Sunday, October 28, 2007

weekly reflection (week 10) by Ping and Yao

I have to thank Yao for taking careful notes in class. I only tweaked it by adding my own notes. I hope the commentary below grasps most of the main ideas we discussed in class. Please feel free to comment on anything I missed. Thank you.

Q: How refined should the transcription be?

From a CA perspective, any pause can carry interactional meaning. It's impossible to determine what a pause means beforehand. The entire interactional context, including prosody, gestures, pauses, and gaze, should be taken into account. Therefore, a careful transcription is necessary. The decision on how refined the transcription should be is really based on the researcher's analytical purposes. Transcriptions are always selective. The bottom line is to be as much faithful as possible to your data. And the transcription system should be consistent in order to avoid confusion. The final transcription is always the result of a series of compromises between faithfulness to the data and the readability of the transcription.
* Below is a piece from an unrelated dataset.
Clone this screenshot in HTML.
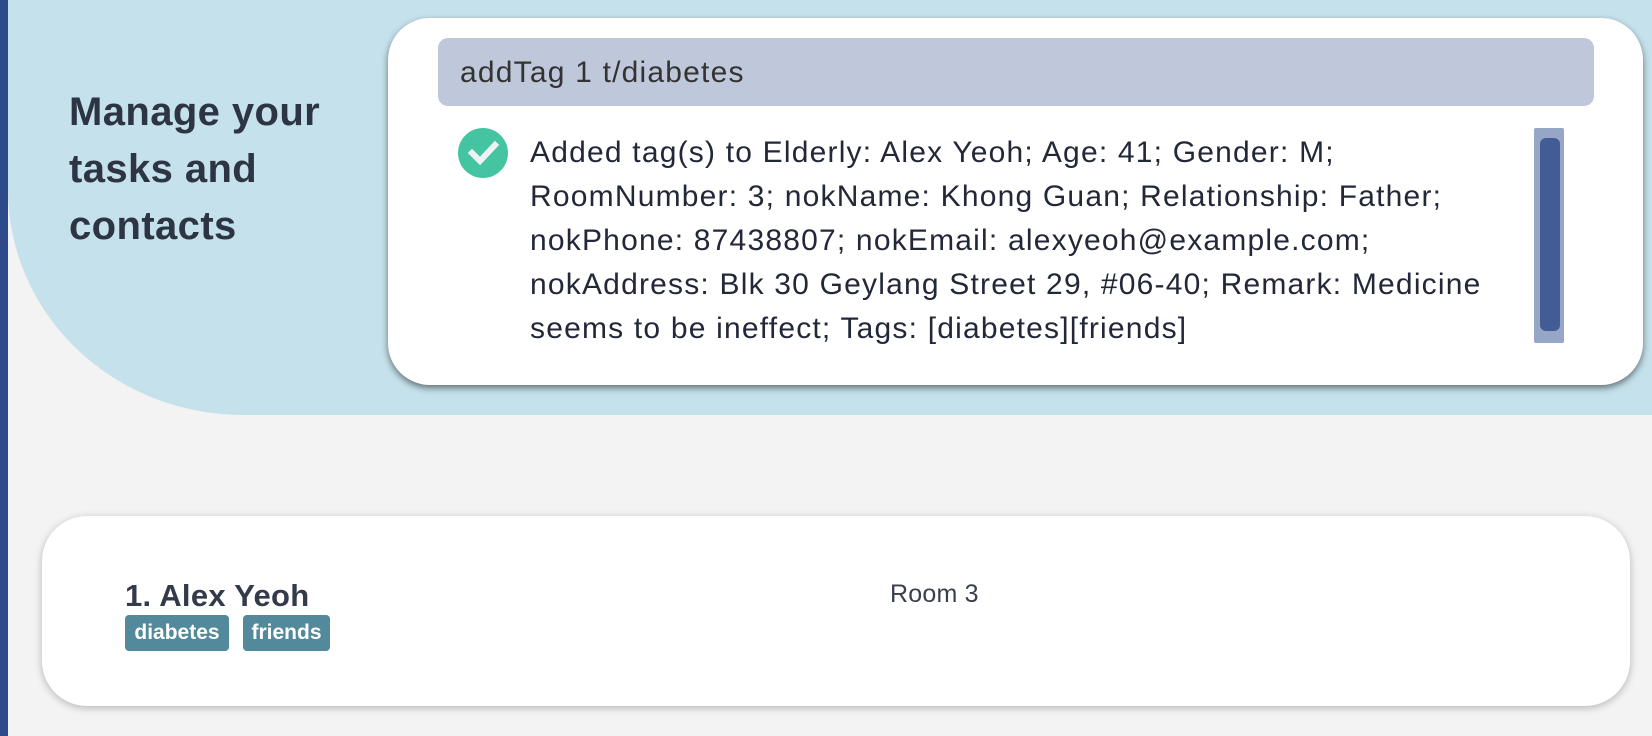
<!DOCTYPE html>
<html><head><meta charset="utf-8"><style>
*{margin:0;padding:0;box-sizing:border-box}
body{width:1652px;height:736px;background:#f3f3f3;position:relative;overflow:hidden;font-family:"Liberation Sans",sans-serif;color:#2d3443}
.bar{position:absolute;left:0;top:0;width:8px;height:736px;background:#2d4a8a}
.hero{position:absolute;left:8px;top:0;width:1644px;height:415px;background:#c5e1eb;border-bottom-left-radius:235px 225px}
.title{position:absolute;left:69px;top:84px;font-size:40px;font-weight:bold;line-height:57px;color:#2d3443;letter-spacing:0.4px}
.card{position:absolute;left:388px;top:18px;width:1255px;height:367px;background:#fff;border-radius:42px;box-shadow:0 3px 7px rgba(0,0,0,.5)}
.input{position:absolute;left:438px;top:38px;width:1156px;height:68px;background:#bfc8db;border-radius:10px;font-size:30px;letter-spacing:1.2px;color:#333;padding-left:22px;line-height:70px}
.check{position:absolute;left:458px;top:128px;width:50px;height:50px}
.out{position:absolute;left:530px;top:131px;font-size:30px;letter-spacing:1.2px;line-height:44px;white-space:nowrap;color:#222838}
.track{position:absolute;left:1534px;top:128px;width:30px;height:215px;background:#95a6c6;border-radius:2px}
.thumb{position:absolute;left:1540px;top:138px;width:20px;height:193px;background:#425d95;border-radius:6px}
.pcard{position:absolute;left:42px;top:516px;width:1588px;height:190px;background:#fff;border-radius:45px;box-shadow:0 2px 8px rgba(0,0,0,.25)}
.name{position:absolute;left:125px;top:578px;font-size:31px;font-weight:bold;color:#333a4a;letter-spacing:0.3px}
.tag{position:absolute;top:615px;height:36px;background:#528a9c;color:#fff;font-weight:bold;font-size:21px;line-height:36px;border-radius:4px;text-align:center}
.room{position:absolute;left:890px;top:580px;font-size:25px;color:#3a3f4b;letter-spacing:0.2px}
</style></head><body>
<div class="bar"></div>
<div class="hero"></div>
<div class="title">Manage your<br>tasks and<br>contacts</div>
<div class="card"></div>
<div class="input">addTag 1 t/diabetes</div>
<svg class="check" viewBox="0 0 50 50"><circle cx="25" cy="25" r="25" fill="#44c4a1"/><path d="M14 25 L22 33 L37 17" stroke="#eef2f5" stroke-width="6" fill="none" stroke-linecap="square"/></svg>
<div class="out">Added tag(s) to Elderly: Alex Yeoh; Age: 41; Gender: M;<br>RoomNumber: 3; nokName: Khong Guan; Relationship: Father;<br>nokPhone: 87438807; nokEmail: alexyeoh@example.com;<br>nokAddress: Blk 30 Geylang Street 29, #06-40; Remark: Medicine<br>seems to be ineffect; Tags: [diabetes][friends]</div>
<div class="track"></div><div class="thumb"></div>
<div class="pcard"></div>
<div class="name">1. Alex Yeoh</div>
<div class="tag" style="left:125px;width:104px">diabetes</div>
<div class="tag" style="left:243px;width:87px">friends</div>
<div class="room">Room 3</div>
</body></html>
CA's emic interests: studying behavior from inside a particular system, looking at the subsequent turns to interpret the intended actions to be achieved

Emic vs. Etic

This emic vs. etic distinction comes from the study of anthropology.
emic: looking at the data, let the category emerge from the data. The term 'emic' comes from phonemic: study of sound as they represent category that can form contrast (e.g., very vs bury) v and b doesn't make phonemically difference but probably make phonetic difference. Meaning comes from within the participants in the context. From the participants' own perspective, analysts examine what is achieved in the sequential development and how meaning is made relevant to participants. In other words, meaning is situated in the context and can't be described outside the context.

etic: researchers impose the categorization onto the data. It comes from phonetics, study of sound as pronounced physically. The etic viewpoint refers to meanings from the outside perspective but not from the participants.

Hauser (2005): there are possibilities of interpretation and the teacher impose his/her interpretation but we don't know whether it's the intended interpretation is not known. Whether the meaning maintained depends on how the meaning is negotiated.

Q: how can we interpret the action of the participations?

Lourdes: It's like postmodernism: There is no truth out there. There is not the meaning of utterance independent of the context. Without looking at the context, it's impossible to understand how meaning is constructed through the sequence of utterance. In Hauser (2005), he is saying “this is one possibility” “this is my interpretation of this” He's trying to make the best proximal interpretation, but in the end there is no truth. Conversation analyst walks a fine line, it causes the tension how to use the evidence to make the interpretation, which can not be validated.

Ping: It helps to have outsiders to review the data together. It helps me to refine the data and consider alternative interpretations.

Yuki: Two types of approaches are possible:
interpretive approach
emic approach
Lourdes: However, critical conversation analysis is not real conversation analysis.

Subject: intersubjectivity between participants
objectivity is ideal.
Lourdes: Though there is no single true interpretation, but we need to interpret by the best methodology possible. It's a tension between taking “analyzing turn” as the universal methodology to understand “interaction”,while at the same time “turn” can not be interpreted without tightly linked to the context.
In CA studies, there's a lot of hedging in the interpretation, which indicate the author is presenting one interpretation, not the other.

Sangki: the main idea of the article is that meaning is always co-constructed and can not viewed without looking at the context.

Ping: For CA studies, there's a lack of longitudinal works, looking at the same phenomena over time. Also, there is this concern of how to apply results to the pedagogical context..

Lordes: Koshik (2002) is very pedagogically oriented. There's a lot more to meaning. We shouldn't underestimate the actual richness the interactions of how corrections are given and taken. It's a healthy reminder that we shouldn't just do counting. So we have one extreme of analyzing every second of turn to analyze meaning and another extreme of completely deviating from meaning and just counting the number of corrective feedback.
Koshik (2002) talks about how the teacher upgrades and downgrades assistance including the prosody cues. The idea that assistance is incremental is interesting. The utterance was designed to be incomplete to prompt self-correction. CA is all about local sequential context of interaction: How things unfold and build-up to something. For this reason, CA could be used to look at when the assistance is needed, when it should be upgraded, and when it should be withdrawn in the learning process. This is relevant to our reading for next week.


Ending comments from Lourdes: It's interesting that we don't treat other approaches (statistics, cognitive) as marked, but treat CA as marked (too much jargon). The truth is all approaches have their own jargon and they are equally ratified. So when we choose our approach, we don't treat it as default. The approach has to be a good match with the researcher.